The Polish president has said that his country’s fleet of F-16 fighter jets is “not sufficiently large” to permit the transfer of any of the planes to war-torn Ukraine.
Polish President Andrzej Duda. Twitter/Office of the President of Poland
Andrzej Duda made the remark at a media briefing in Iceland on Wednesday, Polish state news agency PAP reported.
The Polish president was attending a summit of European leaders in Reykjavik.
Asked if Poland would join an international coalition to provide F-16 jets to help Ukraine fight Russia, Duda said his country was the third-largest provider of military aid to Kyiv, after the United States and Britain.
The Polish head of state stated: “Poland has transferred an unprecedented amount of weapons to Ukraine, compared with other European Union countries. We have supplied Ukraine with over 300 tanks and almost all of our MiG-29 fighter jets, for which Ukraine had been asking us from the very start of the conflict.”
He added: “We have transferred a multitude of weapons worth billions of dollars.”
Duda went on to say: ”We have a relatively tiny number of F-16 jets, but we are ready to support the training of Ukrainian pilots. I discussed this with the Deputy Prime Minister and Defence Minister Mariusz Błaszczak some time ago.”
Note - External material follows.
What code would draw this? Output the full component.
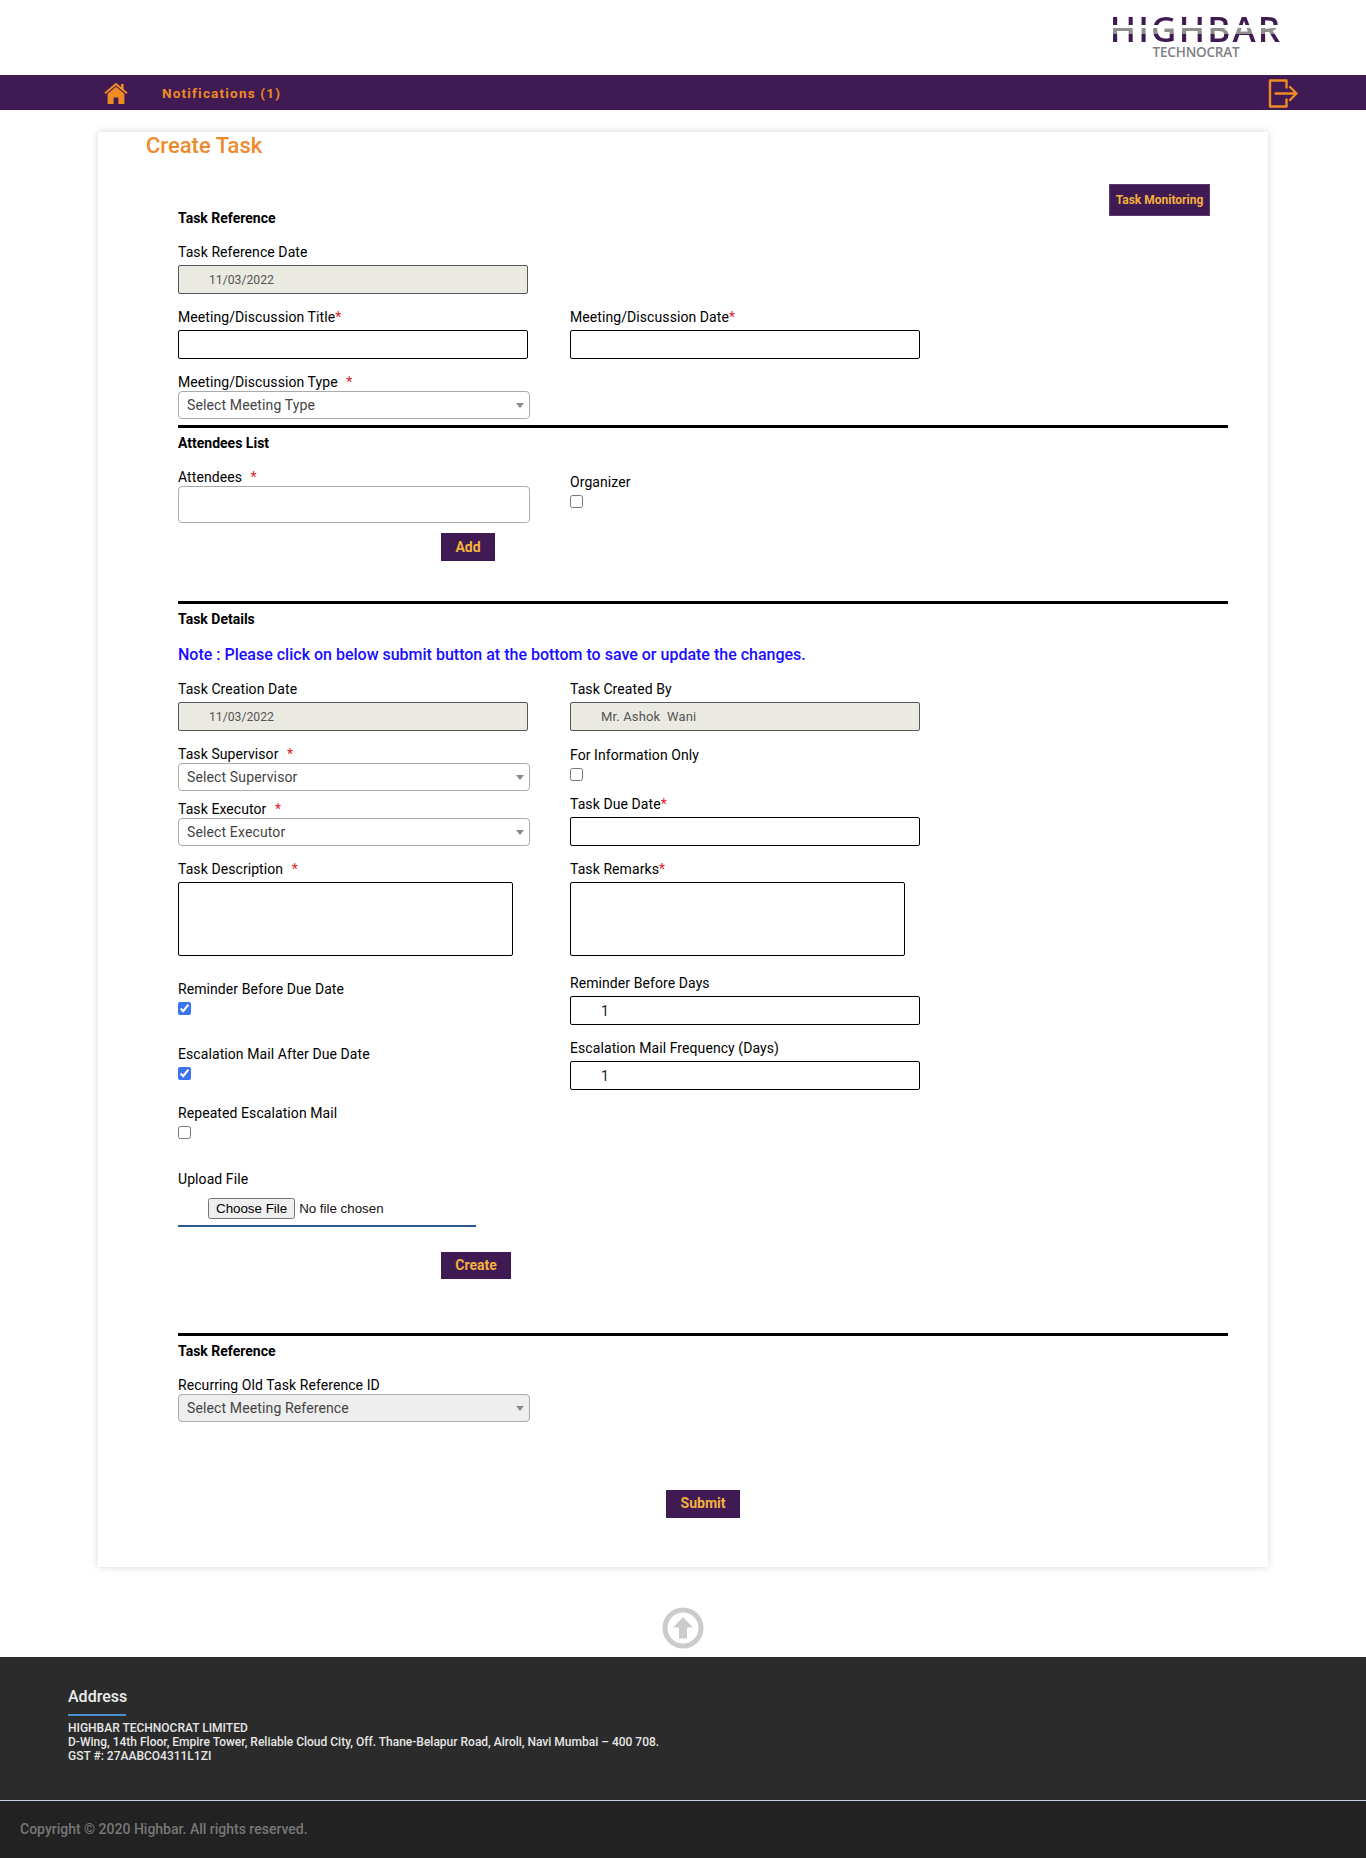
<script>
  const supervisorOptions = ['Select Supervisor'];
</script>

<div class="page">
  <header class="top">
    <div class="logo">
      <span class="logo-main">HIGHBAR</span>
      <span class="logo-sub">TECHNOCRAT</span>
    </div>
  </header>
  <nav class="nav">
    <svg class="home" viewBox="0 0 24 22" aria-hidden="true">
      <path d="M12 0.8 L0.4 10.6 L1.6 12 L12 3.4 L22.4 12 L23.6 10.6 L19.6 7.2 L19.6 2 L17 2 L17 5 Z" fill="#ef8b24"/>
      <path d="M12 4.8 L3.6 11.8 L3.6 22 L9.6 22 L9.6 15.4 L14.4 15.4 L14.4 22 L20.4 22 L20.4 11.8 Z" fill="#ef8b24"/>
    </svg>
    <span class="notif">Notifications (1)</span>
    <svg class="exit" viewBox="0 0 30 30" aria-hidden="true">
      <path d="M18.5 9.5 V2.5 H2 V28.5 H18.5 V21.5" fill="none" stroke="#ef8b24" stroke-width="2.4" stroke-linejoin="round" stroke-linecap="round"/>
      <path d="M7.5 15.5 H28 M22 9 L28.5 15.5 L22 22" fill="none" stroke="#ef8b24" stroke-width="2.4" stroke-linejoin="round" stroke-linecap="round"/>
    </svg>
  </nav>

  <main class="card">
    <h1>Create Task</h1>

    <div class="head-row">
      <h2 class="first-head">Task Reference</h2>
      <button class="btn monitor" type="button">Task Monitoring</button>
    </div>

    <div class="field m18">
      <label>Task Reference Date</label>
      <input class="text disabled date" value="11/03/2022" disabled />
    </div>

    <div class="cols m15">
      <div class="field">
        <label>Meeting/Discussion Title<i>*</i></label>
        <input class="text" />
      </div>
      <div class="field">
        <label>Meeting/Discussion Date<i>*</i></label>
        <input class="text" />
      </div>
    </div>

    <div class="field m15">
      <label class="tight">Meeting/Discussion Type <i class="gap">*</i></label>
      <div class="select">Select Meeting Type</div>
    </div>

    <hr class="m6" />
    <h2 class="m7">Attendees List</h2>

    <div class="cols m18">
      <div class="field">
        <label class="tight">Attendees <i class="gap">*</i></label>
        <input class="soft" />
      </div>
      <div class="field organizer">
        <label>Organizer</label>
        <input class="check" type="checkbox" />
      </div>
    </div>

    <button class="btn add" type="button">Add</button>

    <hr class="m40" />
    <h2 class="m7">Task Details</h2>
    <p class="note">Note : Please click on below submit button at the bottom to save or update the changes.</p>

    <div class="cols m16">
      <div class="col">
        <div class="field">
          <label>Task Creation Date</label>
          <input class="text disabled date" value="11/03/2022" disabled />
        </div>
        <div class="field m15">
          <label class="tight">Task Supervisor <i class="gap">*</i></label>
          <div class="select">{supervisorOptions[0]}</div>
        </div>
        <div class="field m10">
          <label class="tight">Task Executor <i class="gap">*</i></label>
          <div class="select">Select Executor</div>
        </div>
        <div class="field m15">
          <label>Task Description <i class="gap">*</i></label>
          <textarea></textarea>
        </div>
        <div class="field m25">
          <label>Reminder Before Due Date</label>
          <input class="check" type="checkbox" checked />
        </div>
        <div class="field m31">
          <label>Escalation Mail After Due Date</label>
          <input class="check" type="checkbox" checked />
        </div>
        <div class="field m25">
          <label>Repeated Escalation Mail</label>
          <input class="check" type="checkbox" />
        </div>
      </div>
      <div class="col">
        <div class="field">
          <label>Task Created By</label>
          <input class="text disabled name" value="Mr. Ashok  Wani" disabled />
        </div>
        <div class="field m16">
          <label>For Information Only</label>
          <input class="check" type="checkbox" />
        </div>
        <div class="field m15">
          <label>Task Due Date<i>*</i></label>
          <input class="text" />
        </div>
        <div class="field m15">
          <label>Task Remarks<i>*</i></label>
          <textarea></textarea>
        </div>
        <div class="field m19">
          <label>Reminder Before Days</label>
          <input class="text" value="1" />
        </div>
        <div class="field m15">
          <label>Escalation Mail Frequency (Days)</label>
          <input class="text" value="1" />
        </div>
      </div>
    </div>

    <div class="upload-label">Upload File</div>
    <div class="upload"><input class="file" type="file" /></div>

    <button class="btn create" type="button">Create</button>

    <hr class="m54" />
    <h2 class="m7">Task Reference</h2>

    <div class="field m18">
      <label class="tight">Recurring Old Task Reference ID</label>
      <div class="select grey">Select Meeting Reference</div>
    </div>

    <button class="btn submit" type="button">Submit</button>
  </main>

  <div class="up-wrap">
    <svg class="up" viewBox="0 0 42 42" aria-hidden="true">
      <circle cx="21" cy="21" r="18" fill="#fff" stroke="#cbcbcb" stroke-width="5"/>
      <path d="M21 10 L31 20.5 H25 V31.5 H17 V20.5 H11 Z" fill="#cbcbcb"/>
    </svg>
  </div>

  <footer>
    <div class="foot-main">
      <h3>Address</h3>
      <div class="rule"></div>
      <p>HIGHBAR TECHNOCRAT LIMITED<br />D-Wing, 14th Floor, Empire Tower, Reliable Cloud City, Off. Thane-Belapur Road, Airoli, Navi Mumbai – 400 708.<br />GST #: 27AABCO4311L1ZI</p>
    </div>
    <div class="foot-copy">Copyright © 2020 Highbar. All rights reserved.</div>
  </footer>
</div>

<style>
  :global(body) { margin: 0; background: #fff; }
  .page { width: 1366px; font-family: Roboto, "Liberation Sans", sans-serif; color: #000; font-size: 14px; }

  .top { height: 75px; display: flex; justify-content: flex-end; }
  .logo { width: 172px; margin: 14px 84px 0 0; display: flex; flex-direction: column; align-items: center; }
  .logo-main {
    height: 30px; font-family: "Open Sans", sans-serif; font-size: 35px; line-height: 30px; font-weight: 600; letter-spacing: 2.2px; white-space: nowrap;
    color: transparent;
    background: linear-gradient(#3f1a53 0 11px, #fff 11px 14.5px, #8f8f8f 14.5px 20px, #3f1a53 20px 30px);
    -webkit-background-clip: text; background-clip: text;
  }
  .logo-sub { font-family: "Open Sans", sans-serif; font-size: 13.5px; line-height: 14px; font-weight: 600; color: #808080; margin-top: 1px; letter-spacing: -0.2px; }

  .nav { height: 35px; background: #3f1a53; display: flex; align-items: center; position: relative; }
  .home { width: 24px; height: 22px; margin-left: 104px; }
  .notif { margin-left: 34px; padding-top: 1px; color: #ef8b24; font-size: 13.5px; font-weight: 700; letter-spacing: 1.2px; }
  .exit { width: 30px; height: 30px; margin-left: auto; margin-right: 68px; }

  .card {
    width: 1170px; box-sizing: border-box; margin: 22px 0 0 98px; padding: 0 40px 49px 80px; height: 1435px;
    box-shadow: 0 0 8px rgba(0, 0, 0, 0.16); background: #fff;
  }
  h1 { margin: 0 0 0 -32px; padding-top: 1px; font-size: 22px; line-height: 26px; font-weight: 500; color: #ef8a2c; height: 26px; }
  h2 { margin: 0; font-size: 14px; line-height: 16px; font-weight: 700; height: 16px; }
  .head-row { display: flex; justify-content: space-between; align-items: flex-start; margin-top: 25px; height: 42px; }
  .first-head { margin-top: 26px; }
  .btn {
    display: block; border: 0; border-radius: 0; padding: 0; background: #3f1a53; color: #f4b13d;
    font-family: Roboto, sans-serif; font-size: 14px; font-weight: 700;
  }
  .monitor { width: 101px; height: 32px; font-size: 12px; margin-right: 18px; border: 1px solid #5b3a6c; box-sizing: border-box; }
  .add { width: 54px; height: 28px; margin: 10px 0 0 263px; }
  .create { width: 70px; height: 27px; margin: 25px 0 0 263px; padding-bottom: 2px; }
  .submit { width: 74px; height: 28px; margin: 68px 0 0 488px; padding-bottom: 2px; }

  .cols { display: grid; grid-template-columns: 392px 349px; }
  .col { display: flex; flex-direction: column; }
  .organizer { padding-top: 5px; }
  label { display: block; height: 16px; line-height: 16px; margin-bottom: 5px; font-size: 14px; letter-spacing: 0.08px; white-space: pre; }
  label.tight { margin-bottom: 1px; }
  label i { font-style: normal; color: #e0202a; }
  label i.gap { margin-left: 5px; }

  .text {
    display: block; box-sizing: border-box; width: 350px; height: 29px; padding: 0 30px; margin: 0;
    border: 1px solid #000; border-radius: 2px; background: #fff; font: 14px Roboto, sans-serif; color: #222;
  }
  .disabled { background: #eaeae3; border-color: #555; color: #555; opacity: 1; }
  .date { font-size: 12.2px; }
  .name { font-size: 13px; letter-spacing: 0.15px; }
  .select {
    position: relative; box-sizing: border-box; width: 352px; height: 28px; line-height: 26px; padding-left: 8px;
    border: 1px solid #aaa; border-radius: 4px; background: #fff; color: #444; font-size: 14px; letter-spacing: 0.13px;
  }
  .select::after {
    content: ""; position: absolute; right: 5px; top: 11px;
    border-style: solid; border-width: 5px 4px 0 4px; border-color: #888 transparent transparent transparent;
  }
  .grey { background: #eee; }
  .soft {
    display: block; box-sizing: border-box; width: 352px; height: 37px; margin: 0;
    border: 1px solid #aaa; border-radius: 4px; background: #fff;
  }
  textarea {
    display: block; box-sizing: border-box; width: 335px; height: 74px; margin: 0; padding: 2px;
    border: 1px solid #000; border-radius: 2px; background: #fff; resize: none;
  }
  .check { display: block; width: 13px; height: 13px; margin: 0; accent-color: #3b74f2; }

  hr { border: 0; height: 3px; background: #000; margin-bottom: 0; margin-left: 0; margin-right: 0; }
  .note { margin: 18px 0 0; height: 20px; line-height: 20px; font-size: 16px; font-weight: 500; color: #1a0dff; }

  .upload-label { margin-top: 32px; height: 16px; line-height: 16px; letter-spacing: 0.08px; }
  .upload { margin-top: 11px; padding-left: 30px; height: 27px; width: 268px; border-bottom: 2px solid #2c5a8e; }
  .file { display: block; font: 13.33px Arial, "Liberation Sans", sans-serif; color: #111; height: 21px; width: 230px; padding: 0; }

  .m6 { margin-top: 6px; }
  .m7 { margin-top: 7px; }
  .m10 { margin-top: 10px; }
  .m15 { margin-top: 15px; }
  .m16 { margin-top: 16px; }
  .m18 { margin-top: 18px; }
  .m19 { margin-top: 19px; }
  .m25 { margin-top: 25px; }
  .m31 { margin-top: 31px; }
  .m40 { margin-top: 40px; }
  .m54 { margin-top: 54px; }

  .up-wrap { height: 90px; box-sizing: border-box; padding-top: 40px; display: flex; justify-content: center; }
  .up { width: 42px; height: 42px; }

  footer { height: 201px; background: #2b2b2b; display: flex; flex-direction: column; }
  .foot-main { height: 144px; box-sizing: border-box; padding: 30px 0 0 68px; color: #e6e6e6; border-bottom: 1px solid #c5cfe0; }
  h3 { margin: 0; font-size: 16px; line-height: 20px; font-weight: 500; color: #eee; }
  .rule { width: 58px; height: 2px; background: #4a90cf; margin-top: 7px; }
  p { margin: 5px 0 0; font-size: 12px; line-height: 14px; font-weight: 500; }
  .note { margin-top: 18px; font-size: 16px; line-height: 20px; }
  .foot-copy { flex: 1; background: #222; color: #777; font-size: 14px; font-weight: 500; padding: 19px 0 0 20px; line-height: 18px; }
</style>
The president told reporters: “The number of F-16 jets that we possess does not permit the transfer of any of them to Ukraine.”
He declared, however, that Poland was ready to “continue to provide Ukraine with MiG-29 jets” and emphasized that Poland “initiated an international coalition to provide military support to Ukraine.”
Duda also told reporters that talks at the Reykjavik summit focused on “support for Ukraine, including military assistance, humanitarian aid, sanctions on Russia and the postwar reconstruction of Ukraine,” the PAP news agency reported.
UK Prime Minister Rishi Sunak and Dutch Prime Minister Mark Rutte on Tuesday pledged to build an “international coalition” to provide fighter jet support for Ukraine, news outlets reported.
Sunak and Rutte „agreed they would work to build an international coalition to provide Ukraine with combat air capabilities, supporting with everything from training to procuring F16 jets,” a spokesman for the British prime minister said in a statement during the meeting of Council of Europe leaders in Iceland.
Ukraine’s President Volodymyr Zelensky said on Tuesday night that the pledge represented “a good start for the coalition,” his office reported.